What hell needs is better PR, of course. The demons just need a makeover and sin needs spin. Propaganda for Purgatory. Well, maybe an extreme makeover. And maybe a new title, too. Instead of The Demon of Lust, how about The Minister of Lust? What's wrong with The Secretary of Envy? The Chairman of the Joint Chiefs of Anger? The Federal Chairman of Greed? The Vice President of Sloth? The Executive Grand Poobah of Pride? The Concierge of Covetousness? The Head Chef of Gluttony?

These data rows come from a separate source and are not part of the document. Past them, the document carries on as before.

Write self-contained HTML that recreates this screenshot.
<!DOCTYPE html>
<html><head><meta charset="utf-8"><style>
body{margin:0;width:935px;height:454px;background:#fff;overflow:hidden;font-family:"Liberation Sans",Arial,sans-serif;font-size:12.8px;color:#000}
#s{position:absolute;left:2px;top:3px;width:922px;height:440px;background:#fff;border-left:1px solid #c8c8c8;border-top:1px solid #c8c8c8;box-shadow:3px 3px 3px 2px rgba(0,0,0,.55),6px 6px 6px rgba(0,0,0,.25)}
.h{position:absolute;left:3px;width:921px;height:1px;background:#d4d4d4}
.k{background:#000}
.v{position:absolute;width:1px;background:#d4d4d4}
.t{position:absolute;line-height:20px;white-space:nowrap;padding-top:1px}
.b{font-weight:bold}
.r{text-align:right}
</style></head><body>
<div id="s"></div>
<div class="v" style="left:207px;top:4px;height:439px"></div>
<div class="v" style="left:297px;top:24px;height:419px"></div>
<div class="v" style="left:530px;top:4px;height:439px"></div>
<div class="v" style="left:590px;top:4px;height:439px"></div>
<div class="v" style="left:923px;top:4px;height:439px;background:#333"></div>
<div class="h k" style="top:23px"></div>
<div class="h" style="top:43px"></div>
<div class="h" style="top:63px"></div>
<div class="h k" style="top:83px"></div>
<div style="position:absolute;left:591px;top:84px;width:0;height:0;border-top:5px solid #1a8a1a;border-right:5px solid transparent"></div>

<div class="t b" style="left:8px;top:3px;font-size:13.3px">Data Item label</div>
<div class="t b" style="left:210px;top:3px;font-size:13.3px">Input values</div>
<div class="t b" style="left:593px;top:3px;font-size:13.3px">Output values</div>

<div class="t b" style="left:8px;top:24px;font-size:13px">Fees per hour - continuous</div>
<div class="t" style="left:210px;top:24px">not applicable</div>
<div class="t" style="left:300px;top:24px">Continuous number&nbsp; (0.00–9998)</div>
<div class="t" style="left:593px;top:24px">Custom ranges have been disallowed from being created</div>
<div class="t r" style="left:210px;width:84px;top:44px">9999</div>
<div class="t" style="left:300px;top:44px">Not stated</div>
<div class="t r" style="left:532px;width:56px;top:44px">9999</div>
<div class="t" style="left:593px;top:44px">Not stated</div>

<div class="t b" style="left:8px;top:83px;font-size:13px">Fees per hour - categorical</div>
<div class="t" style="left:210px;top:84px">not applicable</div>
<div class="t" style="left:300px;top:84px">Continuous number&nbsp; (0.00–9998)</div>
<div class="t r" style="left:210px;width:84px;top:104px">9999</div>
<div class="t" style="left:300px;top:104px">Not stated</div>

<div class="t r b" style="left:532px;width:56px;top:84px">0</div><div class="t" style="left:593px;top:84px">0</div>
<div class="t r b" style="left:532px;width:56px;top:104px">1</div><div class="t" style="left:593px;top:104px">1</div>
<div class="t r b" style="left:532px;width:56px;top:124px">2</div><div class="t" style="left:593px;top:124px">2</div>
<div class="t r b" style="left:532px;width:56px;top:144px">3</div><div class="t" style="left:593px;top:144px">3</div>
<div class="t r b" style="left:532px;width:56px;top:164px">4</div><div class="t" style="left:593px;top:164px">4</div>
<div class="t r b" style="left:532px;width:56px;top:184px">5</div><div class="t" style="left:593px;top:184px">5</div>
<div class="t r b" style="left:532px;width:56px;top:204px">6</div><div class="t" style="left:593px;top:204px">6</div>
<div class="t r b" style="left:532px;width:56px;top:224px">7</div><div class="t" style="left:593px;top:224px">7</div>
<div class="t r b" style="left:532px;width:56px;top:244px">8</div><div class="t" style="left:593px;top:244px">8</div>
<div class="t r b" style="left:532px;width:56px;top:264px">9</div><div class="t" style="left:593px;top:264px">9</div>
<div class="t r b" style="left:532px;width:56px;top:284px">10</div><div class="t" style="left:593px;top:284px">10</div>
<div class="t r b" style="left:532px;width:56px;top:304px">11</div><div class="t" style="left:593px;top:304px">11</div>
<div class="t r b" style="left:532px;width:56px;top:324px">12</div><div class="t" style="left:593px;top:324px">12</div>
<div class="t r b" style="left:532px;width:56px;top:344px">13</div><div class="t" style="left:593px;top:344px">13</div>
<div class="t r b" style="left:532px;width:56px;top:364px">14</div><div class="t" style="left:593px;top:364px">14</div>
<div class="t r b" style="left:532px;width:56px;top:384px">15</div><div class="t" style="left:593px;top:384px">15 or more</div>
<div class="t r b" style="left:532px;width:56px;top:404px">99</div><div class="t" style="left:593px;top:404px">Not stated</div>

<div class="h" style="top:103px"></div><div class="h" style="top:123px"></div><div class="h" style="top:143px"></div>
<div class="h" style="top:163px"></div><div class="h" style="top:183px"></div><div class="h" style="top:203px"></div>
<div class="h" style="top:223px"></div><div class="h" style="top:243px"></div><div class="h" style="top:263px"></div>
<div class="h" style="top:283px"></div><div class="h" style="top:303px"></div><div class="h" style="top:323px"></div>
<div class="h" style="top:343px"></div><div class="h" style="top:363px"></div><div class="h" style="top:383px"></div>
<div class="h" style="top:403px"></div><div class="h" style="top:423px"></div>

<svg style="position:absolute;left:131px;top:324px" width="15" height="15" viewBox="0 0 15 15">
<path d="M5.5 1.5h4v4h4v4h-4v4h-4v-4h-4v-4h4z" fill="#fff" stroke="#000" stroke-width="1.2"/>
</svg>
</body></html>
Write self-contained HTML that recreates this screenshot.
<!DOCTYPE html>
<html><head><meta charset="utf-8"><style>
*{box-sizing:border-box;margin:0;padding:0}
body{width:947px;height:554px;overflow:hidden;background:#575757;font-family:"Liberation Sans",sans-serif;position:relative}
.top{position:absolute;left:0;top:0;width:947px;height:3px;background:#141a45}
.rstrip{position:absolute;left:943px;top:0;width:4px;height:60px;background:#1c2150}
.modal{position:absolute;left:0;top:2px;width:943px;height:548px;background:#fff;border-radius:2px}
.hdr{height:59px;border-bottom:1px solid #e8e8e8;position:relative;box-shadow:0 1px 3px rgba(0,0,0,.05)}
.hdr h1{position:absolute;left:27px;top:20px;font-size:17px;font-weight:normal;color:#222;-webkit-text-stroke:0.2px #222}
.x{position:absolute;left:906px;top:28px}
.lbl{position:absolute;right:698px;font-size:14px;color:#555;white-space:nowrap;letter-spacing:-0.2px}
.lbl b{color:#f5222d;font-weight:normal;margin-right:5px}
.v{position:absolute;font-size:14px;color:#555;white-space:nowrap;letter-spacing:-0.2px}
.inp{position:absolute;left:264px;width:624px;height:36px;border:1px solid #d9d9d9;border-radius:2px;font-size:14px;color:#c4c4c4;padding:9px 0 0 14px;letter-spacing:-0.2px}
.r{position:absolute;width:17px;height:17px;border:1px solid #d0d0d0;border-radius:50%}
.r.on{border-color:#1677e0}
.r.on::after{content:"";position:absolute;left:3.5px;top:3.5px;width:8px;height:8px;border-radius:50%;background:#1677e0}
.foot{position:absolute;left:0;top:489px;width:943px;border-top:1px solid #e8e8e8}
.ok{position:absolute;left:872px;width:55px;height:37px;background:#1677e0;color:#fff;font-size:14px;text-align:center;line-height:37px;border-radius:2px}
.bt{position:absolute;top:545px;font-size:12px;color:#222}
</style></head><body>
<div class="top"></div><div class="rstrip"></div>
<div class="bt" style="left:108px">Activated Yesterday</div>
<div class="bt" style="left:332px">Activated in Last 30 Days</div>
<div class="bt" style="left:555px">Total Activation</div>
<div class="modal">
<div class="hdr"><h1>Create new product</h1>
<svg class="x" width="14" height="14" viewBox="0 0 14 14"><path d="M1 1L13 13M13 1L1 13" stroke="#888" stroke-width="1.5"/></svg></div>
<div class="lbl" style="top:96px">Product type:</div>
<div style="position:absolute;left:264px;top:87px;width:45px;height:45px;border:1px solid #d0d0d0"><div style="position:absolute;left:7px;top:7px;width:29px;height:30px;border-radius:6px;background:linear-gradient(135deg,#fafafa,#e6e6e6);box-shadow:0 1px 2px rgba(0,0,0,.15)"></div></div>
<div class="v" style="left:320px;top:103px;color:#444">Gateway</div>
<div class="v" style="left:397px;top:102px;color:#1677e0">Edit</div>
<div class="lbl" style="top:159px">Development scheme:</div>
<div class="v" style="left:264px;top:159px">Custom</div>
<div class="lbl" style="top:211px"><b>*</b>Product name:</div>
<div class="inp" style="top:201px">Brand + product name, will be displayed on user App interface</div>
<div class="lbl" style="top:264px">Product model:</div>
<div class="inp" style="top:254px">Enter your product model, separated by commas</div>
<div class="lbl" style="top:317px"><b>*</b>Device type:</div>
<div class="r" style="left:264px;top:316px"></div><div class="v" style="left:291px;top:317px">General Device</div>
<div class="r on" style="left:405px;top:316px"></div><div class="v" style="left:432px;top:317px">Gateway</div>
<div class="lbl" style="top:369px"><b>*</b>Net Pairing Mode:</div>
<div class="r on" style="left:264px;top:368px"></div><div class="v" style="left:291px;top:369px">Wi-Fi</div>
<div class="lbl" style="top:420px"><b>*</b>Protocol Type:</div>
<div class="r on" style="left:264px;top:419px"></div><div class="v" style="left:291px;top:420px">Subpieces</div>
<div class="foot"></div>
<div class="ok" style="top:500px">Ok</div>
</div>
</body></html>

Well, a little makeup, a new suit, and a week at the Psychobabble Management Retreat for Executives Shedding Money (don't forget to try the heart shaped bath tubs!) and I bet some air head English major could clean up their acts in no time, um, I mean two weeks with options for refresher seminars semi annually, books, DVD's and be sure to like us on Facebook! (Now, Gluttony. Get away from the buffet and get back to that trust exercise with Anger! Did Sloth sleep in again? And I don’t want to know WHAT Lust is into this time!)

It's all about marketing, people. You know those motivational seminars they shuffle mid-level managers off too? The ones where some failed condo salesclone expounds upon the virtues of their consulting firm’s unique method of doubling, tripling, and quadrupling your office charisma? They all have titles like, ‘Pride Goeth Before a Fall, and How to Best Exploit It', and 'Feet of Clay Save the Day.' A forty five minute cranial wash cycle, followed by an exercise on the flip chart treadmill completes the indoctrination.

And the books! They are all so mathematical sounding they must be good. The Seven Habits of Highly Obnoxious Executives. Nine Words of Power and How to Abuse Them. Three ways to put the Torque Back in Torquemada. Seventeen Ways to Overcrowd Your Enumeration.

And what hell really needs is a theme song. 'It's a world of slaughter, a world of tears; it's a world of pretzels, a world of beers....' See? How easy is that?

The right press secretary can turn Satan into Santa.